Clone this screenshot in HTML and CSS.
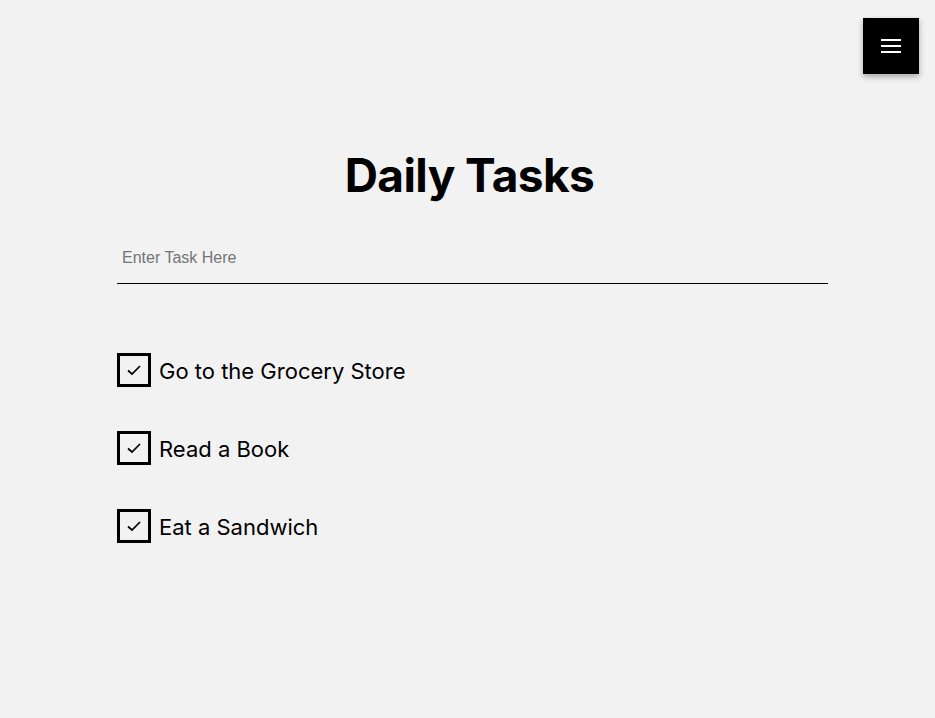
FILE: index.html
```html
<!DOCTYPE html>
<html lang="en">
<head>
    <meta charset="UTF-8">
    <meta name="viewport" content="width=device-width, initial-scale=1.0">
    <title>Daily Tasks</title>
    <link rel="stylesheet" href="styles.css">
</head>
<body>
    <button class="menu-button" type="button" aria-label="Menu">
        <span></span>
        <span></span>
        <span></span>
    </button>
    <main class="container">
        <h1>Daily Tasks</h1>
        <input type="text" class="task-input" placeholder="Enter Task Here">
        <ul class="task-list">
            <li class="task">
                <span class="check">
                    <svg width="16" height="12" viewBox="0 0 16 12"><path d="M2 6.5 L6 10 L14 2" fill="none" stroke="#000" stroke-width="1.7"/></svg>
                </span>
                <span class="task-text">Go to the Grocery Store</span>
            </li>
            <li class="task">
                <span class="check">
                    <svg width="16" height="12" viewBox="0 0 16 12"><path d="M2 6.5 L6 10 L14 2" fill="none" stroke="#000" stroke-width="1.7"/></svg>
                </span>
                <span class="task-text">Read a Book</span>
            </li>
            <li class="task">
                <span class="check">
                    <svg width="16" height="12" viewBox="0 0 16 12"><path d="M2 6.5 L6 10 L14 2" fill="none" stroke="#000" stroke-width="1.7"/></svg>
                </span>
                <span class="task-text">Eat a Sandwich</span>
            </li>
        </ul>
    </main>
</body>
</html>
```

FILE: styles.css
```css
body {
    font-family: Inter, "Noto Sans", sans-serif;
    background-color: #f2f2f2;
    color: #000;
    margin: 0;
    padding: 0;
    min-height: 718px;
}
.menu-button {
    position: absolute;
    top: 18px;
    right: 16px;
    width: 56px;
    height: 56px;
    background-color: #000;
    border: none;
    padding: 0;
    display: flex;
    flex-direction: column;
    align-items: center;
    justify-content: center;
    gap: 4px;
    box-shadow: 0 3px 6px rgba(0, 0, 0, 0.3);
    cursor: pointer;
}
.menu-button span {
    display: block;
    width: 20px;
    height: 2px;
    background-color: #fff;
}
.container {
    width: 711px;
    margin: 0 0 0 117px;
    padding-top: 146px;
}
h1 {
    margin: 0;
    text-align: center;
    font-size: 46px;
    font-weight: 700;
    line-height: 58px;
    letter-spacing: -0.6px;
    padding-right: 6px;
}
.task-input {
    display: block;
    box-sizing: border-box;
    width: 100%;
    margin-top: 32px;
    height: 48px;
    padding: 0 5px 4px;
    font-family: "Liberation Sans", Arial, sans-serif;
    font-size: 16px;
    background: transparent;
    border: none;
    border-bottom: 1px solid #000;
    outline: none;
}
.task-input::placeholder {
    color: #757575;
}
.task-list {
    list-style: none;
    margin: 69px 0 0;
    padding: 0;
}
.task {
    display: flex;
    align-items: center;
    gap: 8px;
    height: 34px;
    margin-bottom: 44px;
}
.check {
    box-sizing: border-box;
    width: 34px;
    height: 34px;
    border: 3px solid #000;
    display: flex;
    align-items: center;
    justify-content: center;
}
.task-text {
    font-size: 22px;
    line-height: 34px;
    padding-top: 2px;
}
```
+--
Reproduce the material above verbatim; omit every picture.

Clone this screenshot in HTML and CSS.
FILE: index.html
```html
<!DOCTYPE html>
<html lang="en">
<head>
    <meta charset="UTF-8">
    <meta name="viewport" content="width=device-width, initial-scale=1.0">
    <title>Daily Tasks</title>
    <link rel="stylesheet" href="styles.css">
</head>
<body>
    <button class="menu-button" type="button" aria-label="Menu">
        <span></span>
        <span></span>
        <span></span>
    </button>
    <main class="container">
        <h1>Daily Tasks</h1>
        <input type="text" class="task-input" placeholder="Enter Task Here">
        <ul class="task-list">
            <li class="task">
                <span class="check">
                    <svg width="16" height="12" viewBox="0 0 16 12"><path d="M2 6.5 L6 10 L14 2" fill="none" stroke="#000" stroke-width="1.7"/></svg>
                </span>
                <span class="task-text">Go to the Grocery Store</span>
            </li>
            <li class="task">
                <span class="check">
                    <svg width="16" height="12" viewBox="0 0 16 12"><path d="M2 6.5 L6 10 L14 2" fill="none" stroke="#000" stroke-width="1.7"/></svg>
                </span>
                <span class="task-text">Read a Book</span>
            </li>
            <li class="task">
                <span class="check">
                    <svg width="16" height="12" viewBox="0 0 16 12"><path d="M2 6.5 L6 10 L14 2" fill="none" stroke="#000" stroke-width="1.7"/></svg>
                </span>
                <span class="task-text">Eat a Sandwich</span>
            </li>
        </ul>
    </main>
</body>
</html>
```

FILE: styles.css
```css
body {
    font-family: Inter, "Noto Sans", sans-serif;
    background-color: #f2f2f2;
    color: #000;
    margin: 0;
    padding: 0;
    min-height: 718px;
}
.menu-button {
    position: absolute;
    top: 18px;
    right: 16px;
    width: 56px;
    height: 56px;
    background-color: #000;
    border: none;
    padding: 0;
    display: flex;
    flex-direction: column;
    align-items: center;
    justify-content: center;
    gap: 4px;
    box-shadow: 0 3px 6px rgba(0, 0, 0, 0.3);
    cursor: pointer;
}
.menu-button span {
    display: block;
    width: 20px;
    height: 2px;
    background-color: #fff;
}
.container {
    width: 711px;
    margin: 0 0 0 117px;
    padding-top: 146px;
}
h1 {
    margin: 0;
    text-align: center;
    font-size: 46px;
    font-weight: 700;
    line-height: 58px;
    letter-spacing: -0.6px;
    padding-right: 6px;
}
.task-input {
    display: block;
    box-sizing: border-box;
    width: 100%;
    margin-top: 32px;
    height: 48px;
    padding: 0 5px 4px;
    font-family: "Liberation Sans", Arial, sans-serif;
    font-size: 16px;
    background: transparent;
    border: none;
    border-bottom: 1px solid #000;
    outline: none;
}
.task-input::placeholder {
    color: #757575;
}
.task-list {
    list-style: none;
    margin: 69px 0 0;
    padding: 0;
}
.task {
    display: flex;
    align-items: center;
    gap: 8px;
    height: 34px;
    margin-bottom: 44px;
}
.check {
    box-sizing: border-box;
    width: 34px;
    height: 34px;
    border: 3px solid #000;
    display: flex;
    align-items: center;
    justify-content: center;
}
.task-text {
    font-size: 22px;
    line-height: 34px;
    padding-top: 2px;
}
```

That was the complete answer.